Con la Carta Apostólica Amoris Laetitia, el protagonismo de la conciencia ha vuelto al primer plano, y no es ningún secreto que hay alguna gente en la Iglesia que no está precisamente contenta con este giro.

Las leyes morales son importantes. Son un referente imprescindible para que el discernimiento moral no pierda la objetividad. Actuar en conciencia no es hacer lo que me venga en gana, sino buscar el bien de todos en cada situación. La tradición más sólida de la Iglesia sostiene que en esta búsqueda la última palabra no la tiene la ley, sino la conciencia.

La conciencia es el núcleo más secreto y el sagrario del hombre, en el que éste se siente a solas con Dios, cuya voz resuena en el recinto más íntimo de aquélla (Del documento del Concilio Vaticano II “Gaudium et Spes”, n. 16)

La imagen –tan católica– del sagrario, lugar en el que permanece la presencia real de Cristo, nos habla de que en cada uno de nosotros hay un espacio –la conciencia– en el que es posible escuchar la voz de Dios. Es esa voz la que debemos obedecer.
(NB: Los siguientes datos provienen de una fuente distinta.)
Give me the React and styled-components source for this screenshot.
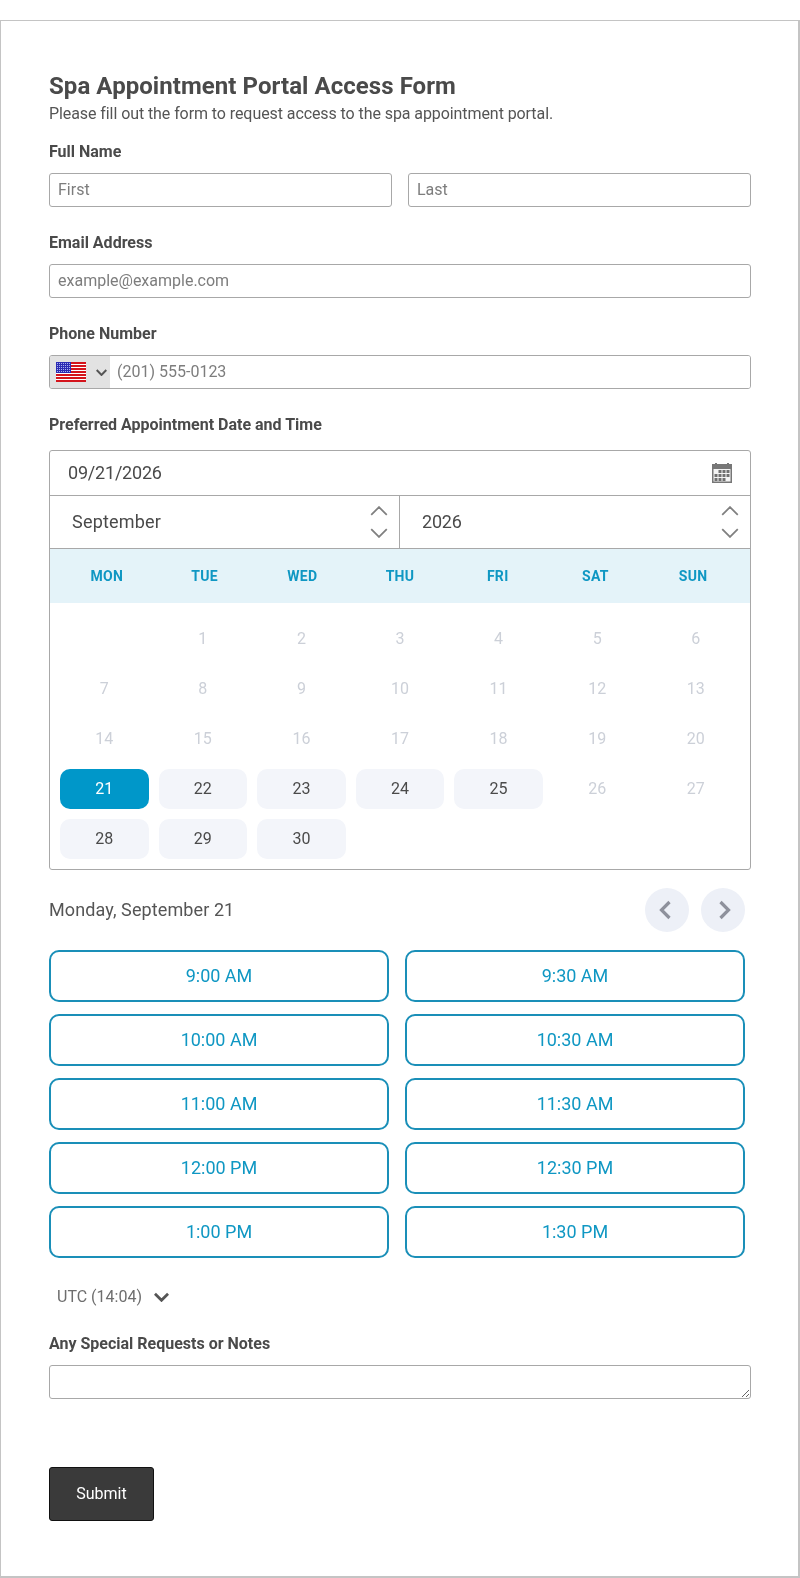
import React from "react";
import styled, { createGlobalStyle } from "styled-components";

const GlobalStyle = createGlobalStyle`
  html, body {
    margin: 0;
    padding: 0;
    background: #fff;
  }
  * {
    box-sizing: border-box;
  }
`;

const Page = styled.div`
  width: 800px;
  height: 1578px;
  padding-top: 20px;
  font-family: Roboto, "Liberation Sans", sans-serif;
  color: #4a4a4a;
  will-change: transform;
`;

const Card = styled.form`
  height: 1558px;
  border: 1px solid #c4c4c4;
  border-right-width: 2px;
  border-bottom-width: 2px;
  padding: 51px 47px 0 48px;
`;

const Title = styled.h1`
  margin: 0;
  font-size: 24px;
  line-height: 28px;
  font-weight: 700;
  letter-spacing: 0.06px;
  color: #4a4a4a;
`;

const Subtitle = styled.p`
  margin: 0 0 13px;
  font-size: 16px;
  line-height: 28px;
  letter-spacing: -0.08px;
  color: #555;
`;

const Label = styled.label`
  display: block;
  font-size: 16px;
  line-height: 22px;
  font-weight: 700;
  color: #4a4a4a;
  margin-bottom: ${(p) => p.$gap || 10}px;
`;

const Field = styled.div`
  margin-bottom: 25px;
`;

const NameRow = styled.div`
  display: grid;
  grid-template-columns: 343px 343px;
  gap: 16px;
`;

const TextInput = styled.input`
  display: block;
  width: 100%;
  height: 34px;
  padding: 0 8px 2px;
  border: 1px solid #a8a8a8;
  border-radius: 3px;
  background: #fff;
  font: 400 16px Roboto, sans-serif;
  color: #4a4a4a;
  outline: none;
  &::placeholder {
    color: #7d7d7d;
    opacity: 1;
  }
`;

const PhoneBox = styled.div`
  display: flex;
  height: 34px;
  border: 1px solid #a8a8a8;
  border-radius: 3px;
  overflow: hidden;
`;

const FlagPicker = styled.div`
  display: flex;
  align-items: center;
  gap: 10px;
  width: 60px;
  padding-left: 6px;
  background: #e2e2e2;
`;

const PhoneInput = styled(TextInput)`
  flex: 1;
  height: 32px;
  border: none;
  border-radius: 0;
  padding-left: 7px;
`;

const DateInputRow = styled.div`
  display: flex;
  align-items: center;
  justify-content: space-between;
  height: 45px;
  padding: 0 18px;
  border-bottom: 1px solid #a8a8a8;
`;

const DateValue = styled.input`
  width: 300px;
  border: none;
  outline: none;
  padding: 0 0 2px;
  font: 400 18px Roboto, sans-serif;
  letter-spacing: -0.2px;
  color: #4a4a4a;
`;

const CalendarBox = styled.div`
  border: 1px solid #a8a8a8;
  border-radius: 3px;
  overflow: hidden;
`;

const SelectRow = styled.div`
  display: grid;
  grid-template-columns: 349px 1fr;
  height: 53px;
  border-bottom: 1px solid #a8a8a8;
`;

const SelectCell = styled.div`
  display: flex;
  align-items: center;
  justify-content: space-between;
  padding: 0 11px 0 22px;
  font-size: 18px;
  letter-spacing: ${(p) => p.$spacing}px;
  color: #4a4a4a;
  & + & {
    border-left: 1px solid #a8a8a8;
  }
`;

const SelectValue = styled.span`
  padding-bottom: 2px;
`;

const Stepper = styled.div`
  display: flex;
  flex-direction: column;
  gap: 12px;
`;

const WeekHeader = styled.div`
  display: grid;
  grid-template-columns: repeat(7, 1fr);
  align-items: center;
  height: 54px;
  padding: 0 8px;
  background: #e4f3f9;
`;

const WeekDay = styled.div`
  text-align: center;
  font-size: 14px;
  font-weight: 700;
  letter-spacing: 0.3px;
  color: #0f97c3;
`;

const DaysGrid = styled.div`
  display: grid;
  grid-template-columns: repeat(7, 1fr);
  grid-auto-rows: 40px;
  gap: 10px;
  padding: 16px 10px 9.5px;
`;

const Day = styled.div`
  display: flex;
  align-items: center;
  justify-content: center;
  padding-bottom: 2px;
  border-radius: 10px;
  font-size: 16px;
  color: ${(p) => (p.$selected ? "#fff" : p.$open ? "#4a4a4a" : "#ccd0d8")};
  background: ${(p) =>
    p.$selected ? "#0097c9" : p.$open ? "#f3f5fa" : "transparent"};
`;

const DayHeading = styled.div`
  display: flex;
  align-items: center;
  justify-content: space-between;
  height: 44px;
  margin: 18.5px 6px 18px 0;
  font-size: 18px;
  letter-spacing: 0.1px;
  color: #555;
`;

const DayLabel = styled.span`
  padding-bottom: 2px;
`;

const NavButtons = styled.div`
  display: flex;
  gap: 12px;
`;

const NavButton = styled.button`
  display: flex;
  align-items: center;
  justify-content: center;
  width: 44px;
  height: 44px;
  padding: 0;
  border: none;
  border-radius: 50%;
  background: #edf0f7;
`;

const SlotGrid = styled.div`
  display: grid;
  grid-template-columns: 340px 340px;
  gap: 12px 16px;
`;

const Slot = styled.button`
  height: 52px;
  padding: 0 0 2px;
  border: 2px solid #1a8fb8;
  border-radius: 10px;
  background: #fff;
  font: 400 18px Roboto, sans-serif;
  color: #0f97c3;
`;

const Zone = styled.div`
  display: flex;
  align-items: center;
  gap: 12px;
  height: 24px;
  margin: 27px 0 24px 8px;
  font-size: 16px;
  color: #6e6e6e;
`;

const ZoneLabel = styled.span`
  padding-bottom: 2px;
`;

const Notes = styled.textarea`
  display: block;
  width: 702px;
  height: 34px;
  border: 1px solid #a8a8a8;
  border-radius: 3px;
  outline: none;
`;

const SubmitButton = styled.button`
  display: block;
  width: 105px;
  height: 54px;
  margin-top: 68px;
  padding: 0 0 2px;
  border: 1px solid #111;
  border-radius: 3px;
  background: #3a3a3a;
  font: 400 16px Roboto, sans-serif;
  color: #fff;
`;

const UsFlag = () => (
  <svg width="30" height="20" viewBox="0 0 30 20">
    <rect width="30" height="20" fill="#fff" />
    {[0, 3, 6, 9, 12, 15, 18].map((y) => (
      <rect key={y} y={y} width="30" height="2" fill="#d4141c" />
    ))}
    <rect width="15" height="11" fill="#2c2cb4" />
    {[1, 3, 5, 7, 9].map((y) =>
      [1, 3, 5, 7, 9, 11, 13].map((x) => (
        <rect key={x + "-" + y} x={x} y={y} width="1" height="1" fill="#aab0ee" />
      ))
    )}
  </svg>
);

const Chevron = ({ dir, size = 16, h = 9, color = "#808080", width = 2 }) => (
  <svg width={size} height={h} viewBox="0 0 16 9">
    <polyline
      points={dir === "up" ? "1,8 8,1 15,8" : "1,1 8,8 15,1"}
      fill="none"
      stroke={color}
      strokeWidth={width}
    />
  </svg>
);

const CalendarIcon = () => (
  <svg width="20" height="20" viewBox="0 0 20 20">
    <rect x="0" y="1" width="20" height="19" fill="#777" />
    <rect x="1.5" y="6" width="17" height="12.5" fill="#f4f4f4" />
    <rect x="3" y="0" width="2" height="2" fill="#777" />
    <rect x="15" y="0" width="2" height="2" fill="#777" />
    {[7, 11, 15].map((y) =>
      [2.5, 6.5, 10.5, 14.5].map((x) =>
        (y === 7 && x < 5) || (y === 15 && x > 12) ? null : (
          <rect key={x + "-" + y} x={x} y={y} width="3" height="3" fill="#707070" />
        )
      )
    )}
  </svg>
);

const WEEK = ["MON", "TUE", "WED", "THU", "FRI", "SAT", "SUN"];
const OPEN_DAYS = [22, 23, 24, 25, 28, 29, 30];
const SLOTS = [
  "9:00 AM",
  "9:30 AM",
  "10:00 AM",
  "10:30 AM",
  "11:00 AM",
  "11:30 AM",
  "12:00 PM",
  "12:30 PM",
  "1:00 PM",
  "1:30 PM",
];

const StepperIcons = () => (
  <Stepper>
    <Chevron dir="up" size={18} h={10} width={1.6} />
    <Chevron dir="down" size={18} h={10} width={1.6} />
  </Stepper>
);

const App = () => {
  const days = Array.from({ length: 30 }, (_, i) => i + 1);

  return (
    <Page>
      <GlobalStyle />
      <Card onSubmit={(e) => e.preventDefault()}>
        <Title>Spa Appointment Portal Access Form</Title>
        <Subtitle>Please fill out the form to request access to the spa appointment portal.</Subtitle>

        <Field>
          <Label>Full Name</Label>
          <NameRow>
            <TextInput placeholder="First" />
            <TextInput placeholder="Last" />
          </NameRow>
        </Field>

        <Field>
          <Label>Email Address</Label>
          <TextInput placeholder="example@example.com" />
        </Field>

        <Field>
          <Label>Phone Number</Label>
          <PhoneBox>
            <FlagPicker>
              <UsFlag />
              <Chevron dir="down" size={11} h={7} color="#555" width={3} />
            </FlagPicker>
            <PhoneInput placeholder="(201) 555-0123" />
          </PhoneBox>
        </Field>

        <Label $gap={14}>Preferred Appointment Date and Time</Label>
        <CalendarBox>
          <DateInputRow>
            <DateValue defaultValue="09/21/2026" readOnly />
            <CalendarIcon />
          </DateInputRow>
          <SelectRow>
            <SelectCell $spacing={0.2}>
              <SelectValue>September</SelectValue>
              <StepperIcons />
            </SelectCell>
            <SelectCell $spacing={-0.2}>
              <SelectValue>2026</SelectValue>
              <StepperIcons />
            </SelectCell>
          </SelectRow>
          <WeekHeader>
            {WEEK.map((d) => (
              <WeekDay key={d}>{d}</WeekDay>
            ))}
          </WeekHeader>
          <DaysGrid>
            <div />
            {days.map((d) => (
              <Day key={d} $selected={d === 21} $open={OPEN_DAYS.includes(d)}>
                {d}
              </Day>
            ))}
          </DaysGrid>
        </CalendarBox>

        <DayHeading>
          <DayLabel>Monday, September 21</DayLabel>
          <NavButtons>
            <NavButton type="button" aria-label="Previous day">
              <svg width="16" height="24" viewBox="0 0 16 24">
                <polyline points="10.5,4 2.5,12 10.5,20" fill="none" stroke="#8e919c" strokeWidth="3.2" />
              </svg>
            </NavButton>
            <NavButton type="button" aria-label="Next day">
              <svg width="16" height="24" viewBox="0 0 16 24">
                <polyline points="5.5,4 13.5,12 5.5,20" fill="none" stroke="#8e919c" strokeWidth="3.2" />
              </svg>
            </NavButton>
          </NavButtons>
        </DayHeading>

        <SlotGrid>
          {SLOTS.map((s) => (
            <Slot type="button" key={s}>
              {s}
            </Slot>
          ))}
        </SlotGrid>

        <Zone>
          <ZoneLabel>UTC (14:04)</ZoneLabel>
          <Chevron dir="down" size={15} h={10} color="#555" width={3} />
        </Zone>

        <Label>Any Special Requests or Notes</Label>
        <Notes />

        <SubmitButton type="submit">Submit</SubmitButton>
      </Card>
    </Page>
  );
};

export default App;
Y esa voz nos llama siempre a ir más allá: no sólo no matar, sino evitar herir incluso con las palabras; no sólo no cometer adulterio, sino inculcar el respeto hasta en la mirada; no sólo no jurar en falso, sino decir la verdad siempre, con toda simplicidad.
Solo Dios me puede conducir a donde ninguna ley me podría obligar: A darlo todo, a entregarme por amor. El discernimiento en conciencia ante Dios es más exigente que cualquier normativa, pero también en ese diálogo con el Señor hallamos su misericordia,  Dios que tiene una infinita paciencia con nuestros lentos procesos de crecimiento.